Non so che dirgli. Rido un po’ con lui, non so che altro fare, tanto ormai…continua, io sono sfinito, mi chiedo sempre più insistentemente dove sia Marco. Mi poi parla di soldi: “Mio figlio solo 300 euro al mese, mia moglie in Puglia 3000 euro per lavorare in ospedale”. “Ma i tuoi weekend lunghi ad Amsterdam come glieli giustifichi?”, penso io (ma lo penso e basta). E poi? E poi mi accorgo che il nostro incontro sta giungendo alla fine. Perché come molti racconti, il fondo comincia dall’inizio. “Che vergogna questi autobus! In Slovenia c’è molta più legge. Ti sgarri con gli orari? Galera! Quella è legalità. O come in Iran! Scrivi sui muri come vandalo? Pena di morte!”. Ora, alzi la mano chi a 14 anni imbrattava i muri con una discreta regolarità…appunto, eccomi qua. Il mio collo sente una sensazione di corda stretta, e la visione della Fiat Bravo di Marco mi dà un sollievo impagabile. Mino Raiola sta finendo di dirmi delle cose che non ricordo, ma lo interrompo: “Il mio amico è arrivato, devo andare a Lignano! Le auguro una buona domenica!”. E Mino Raiola? A questa informazione inizia, di gusto, a ridere, come se gli avessi appena detto la cosa più divertente del mondo. Ride, ride fragorosamente, ride con beatitudine, con una serenità che probabilmente non ho mai visto prima. “Buon viaggio! Buon viaggio!”. E ride, ride ancora. Salgo in macchina. Marco vede la scena e scoppia a ridere. E io? Io faccio l’unica cosa che posso fare: rido.
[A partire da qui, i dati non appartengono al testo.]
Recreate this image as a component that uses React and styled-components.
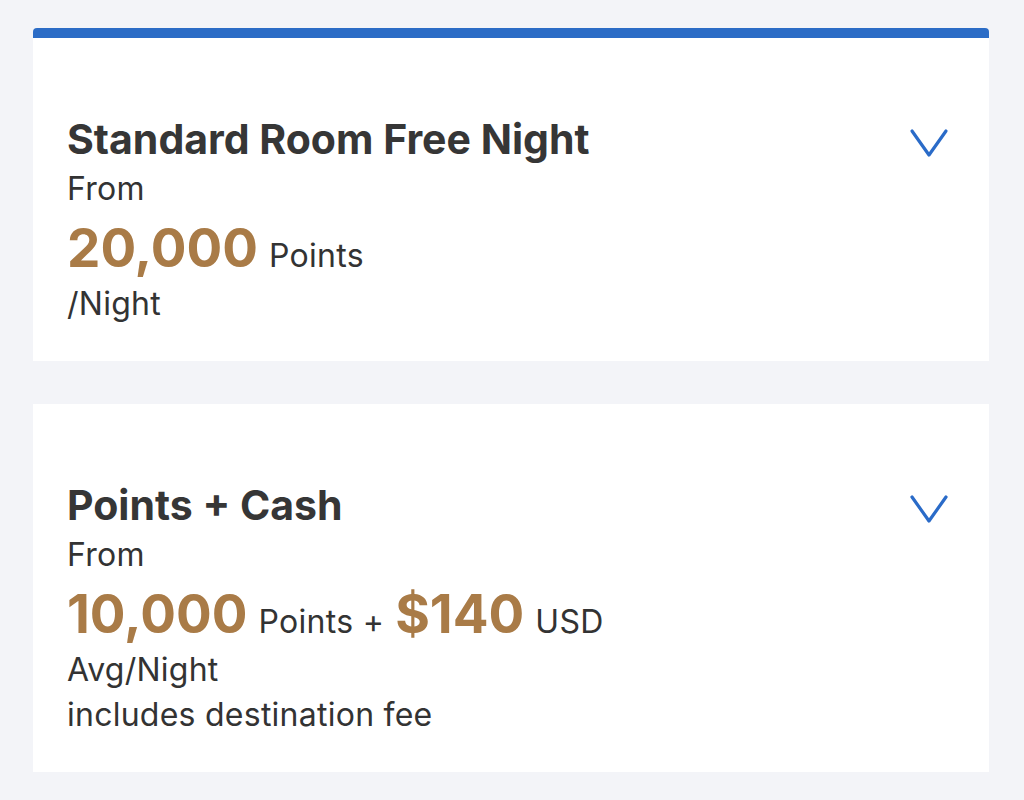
import React from "react";
import styled, { createGlobalStyle } from "styled-components";

const Global = createGlobalStyle`
  body {
    margin: 0;
    background: #f3f4f8;
    font-family: Inter, "Noto Sans", sans-serif;
    color: #333333;
  }
`;

const Page = styled.div`
  padding: 28px 35px 30px 33px;
  display: flex;
  flex-direction: column;
  gap: 43px;
`;

const Card = styled.div`
  background: #ffffff;
  border-top: ${(p) => (p.$accent ? "10px solid #2b6cc6" : "none")};
  border-radius: ${(p) => (p.$accent ? "4px 4px 0 0" : "0")};
  padding: 74px 40px 35px 34px;
  display: flex;
  justify-content: space-between;
  align-items: flex-start;
`;

const Info = styled.div`
  display: flex;
  flex-direction: column;
`;

const Title = styled.h2`
  margin: 0;
  font-size: 41px;
  font-weight: 700;
  line-height: 54px;
  color: #363636;
`;

const Line = styled.div`
  font-size: 32px;
  line-height: 45px;
  letter-spacing: 0.25px;
  color: #333333;
`;

const PriceRow = styled.div`
  box-sizing: border-box;
  display: flex;
  align-items: baseline;
  gap: 11px;
  height: 70px;
  padding-top: 4px;
  line-height: 66px;
`;

const Amount = styled.span`
  font-size: 53px;
  font-weight: 700;
  color: #a97b47;
`;

const Unit = styled.span`
  font-size: 32px;
  letter-spacing: 0.3px;
  color: #333333;
`;

const Chevron = styled.svg`
  width: 40px;
  height: 32px;
  margin-top: 15px;
  flex-shrink: 0;
`;

const Down = () => (
  <Chevron viewBox="0 0 40 32" fill="none">
    <path
      d="M3 4 L20 28 L37 4"
      stroke="#2a6bc8"
      strokeWidth="3.2"
      strokeLinecap="round"
      strokeLinejoin="round"
    />
  </Chevron>
);

export default function App() {
  return (
    <>
      <Global />
      <Page>
        <Card $accent>
          <Info>
            <Title>Standard Room Free Night</Title>
            <Line>From</Line>
            <PriceRow>
              <Amount>20,000</Amount>
              <Unit>Points</Unit>
            </PriceRow>
            <Line>/Night</Line>
          </Info>
          <Down />
        </Card>
        <Card>
          <Info>
            <Title>Points + Cash</Title>
            <Line>From</Line>
            <PriceRow>
              <Amount>10,000</Amount>
              <Unit>Points +</Unit>
              <Amount>$140</Amount>
              <Unit>USD</Unit>
            </PriceRow>
            <Line>Avg/Night</Line>
            <Line>includes destination fee</Line>
          </Info>
          <Down />
        </Card>
      </Page>
    </>
  );
}
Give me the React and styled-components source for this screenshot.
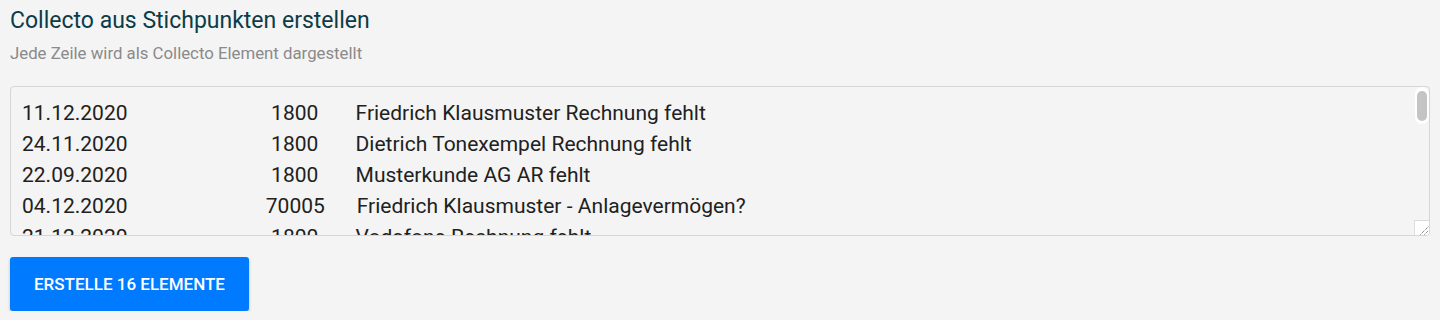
import React from "react";
import styled, { createGlobalStyle } from "styled-components";

const Global = createGlobalStyle`
  html, body { margin: 0; padding: 0; background: #f4f4f4; }
  body { font-family: Roboto, "Noto Sans", Arial, sans-serif; }
`;

const Page = styled.div`
  padding: 6px 10px 0 10px;
  display: flex;
  flex-direction: column;
  align-items: flex-start;
`;

const Title = styled.h2`
  margin: 0;
  font-family: Roboto, Arial, sans-serif;
  font-weight: 400;
  font-size: 23px;
  line-height: 29px;
  color: #0b3c47;
`;

const Subtitle = styled.p`
  margin: 7.5px 0 0 0;
  font-size: 16.8px;
  line-height: 20px;
  color: #8a8a8a;
`;

const Field = styled.div`
  position: relative;
  width: 100%;
  margin-top: 23.5px;
`;

const Area = styled.textarea`
  display: block;
  box-sizing: border-box;
  width: 100%;
  height: 150px;
  padding: 11px 11px;
  border: 1px solid #d6d6d6;
  border-radius: 4px;
  background: #f4f4f4;
  color: #212121;
  font-family: Roboto, Arial, sans-serif;
  font-size: 21px;
  line-height: 31px;
  word-spacing: 0.11px;
  white-space: pre;
  overflow: hidden;
  outline: none;
  resize: none;
`;

const ScrollTrack = styled.div`
  position: absolute;
  top: 1px;
  right: 1px;
  width: 14px;
  height: 37px;
  box-sizing: border-box;
  padding: 4px 2px 3px 2px;
  background: #ffffff;
  border-radius: 7px;
`;

const ScrollThumb = styled.div`
  width: 10px;
  height: 30px;
  border-radius: 5px;
  background: #c4c4c4;
`;

const Corner = styled.div`
  position: absolute;
  right: 1px;
  bottom: 1px;
  width: 15px;
  height: 15px;
  box-sizing: border-box;
  background: #ffffff;
  border-left: 1px solid #dcdcdc;
  border-top: 1px solid #dcdcdc;
  border-bottom-right-radius: 3px;
  display: flex;
  align-items: flex-end;
  justify-content: flex-end;
`;

const Button = styled.button`
  margin-top: 21px;
  height: 54px;
  padding: 0 24px;
  border: none;
  border-radius: 3px;
  background: #007bff;
  color: #ffffff;
  font-family: Roboto, Arial, sans-serif;
  font-weight: 500;
  font-size: 17px;
  letter-spacing: 0;
  text-transform: uppercase;
  box-shadow: 0 2px 3px rgba(0,0,0,0.25);
  cursor: pointer;
`;

const rows = [
  ["11.12.2020", 27, "1800", 7, "Friedrich Klausmuster Rechnung fehlt"],
  ["24.11.2020", 27, "1800", 7, "Dietrich Tonexempel Rechnung fehlt"],
  ["22.09.2020", 27, "1800", 7, "Musterkunde AG AR fehlt"],
  ["04.12.2020", 26, "70005", 6, "Friedrich Klausmuster - Anlagevermögen?"],
  ["21.12.2020", 27, "1800", 7, "Vodafone Rechnung fehlt"],
  ["15.12.2020", 27, "1800", 7, "Telekom Rechnung fehlt"],
  ["03.11.2020", 27, "1800", 7, "Musterkunde AG Gutschrift fehlt"],
  ["18.10.2020", 27, "1800", 7, "Amazon Beleg fehlt"],
  ["09.12.2020", 27, "1800", 7, "Bürobedarf Rechnung fehlt"],
  ["30.11.2020", 27, "1800", 7, "Tankbeleg fehlt"],
  ["02.12.2020", 27, "1800", 7, "Dietrich Tonexempel Gutschrift fehlt"],
  ["27.10.2020", 27, "1800", 7, "Versicherung Beitrag fehlt"],
  ["14.12.2020", 26, "70005", 6, "Laptop - Anlagevermögen?"],
  ["07.12.2020", 27, "1800", 7, "Porto Beleg fehlt"],
  ["19.11.2020", 27, "1800", 7, "Miete Dezember fehlt"],
  ["23.12.2020", 27, "1800", 7, "Bewirtungsbeleg fehlt"],
];

const text = rows
  .map(([d, s1, n, s2, t]) => d + " ".repeat(s1) + n + " ".repeat(s2) + t)
  .join("\n");

export default function App() {
  return (
    <>
      <Global />
      <Page>
        <Title>Collecto aus Stichpunkten erstellen</Title>
        <Subtitle>Jede Zeile wird als Collecto Element dargestellt</Subtitle>
        <Field>
          <Area defaultValue={text} spellCheck={false} />
          <ScrollTrack>
            <ScrollThumb />
          </ScrollTrack>
          <Corner>
            <svg width="10" height="10" viewBox="0 0 10 10">
              <path d="M1.5 9.5 L9.5 1.5 M5.5 9.5 L9.5 5.5" stroke="#555" strokeWidth="1" strokeDasharray="1 1" fill="none" />
            </svg>
          </Corner>
        </Field>
        <Button>Erstelle 16 Elemente</Button>
      </Page>
    </>
  );
}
Chiudo la porta, la Fiat Bravo parte, guardo dallo specchietto retrovisore e vedo allontanarsi sempre di più una figura, che con un’imprevedibile quanto rumorosa risata mi saluta a mano aperta, una superficie umana rotonda e generosa, che piano piano, metro dopo metro, si fa più piccola, trasformandosi, inevitabilmente, in un ricordo. Un po’, in fondo, come tutta questa strana storia di casualità, tempi, silenzi, confessioni inconfessabili e qualche bugia.

Per concludere vorrei citare uno scrittore straordinario, Philip Roth, che una volta ha scritto che “la nostra comprensione della gente dev’essere sempre, per forza, nei migliori dei casi, difettosa”. Io, infatti, di questo incontro non ci ho capito pressoché nulla. Mino Raiola, un po’ come il Mino Raiola vero, rimane un personaggio enigmatico, sconclusionato, in fondo del tutto sconosciuto. L’unica cosa che credo di aver capito è che è un essere umano nella sua concezione più autentica, con le sue gioie, le sue tristezze, le sue oneste virtù e i suoi altrettanto onesti luoghi oscuri. Ma credo solo di averlo capito, di sicurezza in queste cose non ve n’è mai. So però che se dovrò andare in Slovenia non verrò deluso dalla serietà dei trasporti pubblici, so che devo diminuire i panini al salame, le birre e le sigarette, so di essere fortunatissimo a non essere nato a Teheran e so che ad Amsterdam, se ti impegni davvero, puoi spendere 1000 euro a sera in mignotte. E so anche che in Carso, da qualche parte in questo momento, c’è un pugliese un po’ malinconico che a volte si ferma e guarda il vuoto, che non ha paura di niente, che sa ridere meglio di chiunque altro e che per qualcuno è già un ricordo che come ogni ricordo invecchierà, ma che forse non morirà mai.